Agata, Ann, and Jane,
Thanks for sharing your ideas! It’s helpful to have a variety of perspectives as I think through the best way that we should (and shouldn’t) be sharing results when we’re presenting to other evaluators.
One further challenge is showing results in relation to evaluation use. Under the guise of use, we often see presentations that are basically results reports. Use is such a fundamentally important topic, any suggestions for helping presenters to make the leap to demonstrating use, and focusing the presentation on leveraging results for use for the eval audience?
The first idea that comes to mind is something I learned in Michael Quinn Patton’s pre-conference workshop last November. During the planning phases, he talks to the intended users about all the potential results of the evaluation. How will they respond and jump into action depending on the different numbers? For example, if the evaluation shows X, then the group will do Y. But if the results show A, then the group will do B instead.
I’ve had a lot of success with this strategy because it sets the tone for use early. When the results are ready, the group is ready to make changes based directly on that data.
If I were sharing these examples in a conference presentation, I still wouldn’t share any numbers with the audience…
I’d love to hear your ideas too. Thanks for reading!
I like this piece “…if your results aren’t interesting, don’t share them.
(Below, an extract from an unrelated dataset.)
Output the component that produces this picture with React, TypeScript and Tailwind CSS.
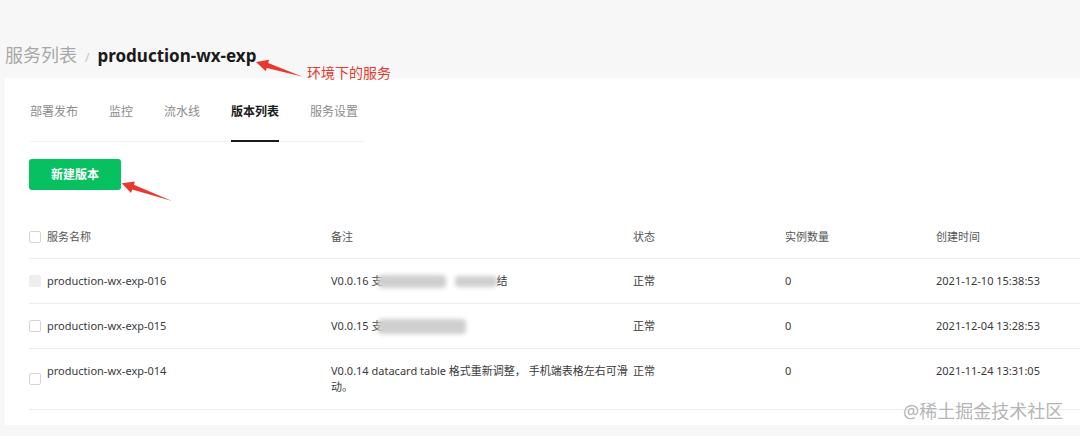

Instead, focus on your evaluation approach.” At least be excited about presenting them if you choose to share.
I also like when challenges and the “what did you learn” pieces are included to help me to possibly avoid certain instances.
During an evaluation presentation I also want to know how the evaluator connected with their stakeholders on various levels, and what methods they used for engagement. I like hearing about the overall process and I am assuming that they used rigor when conducting the evaluation. I’d like to hear some results, but with a good balance regarding the process.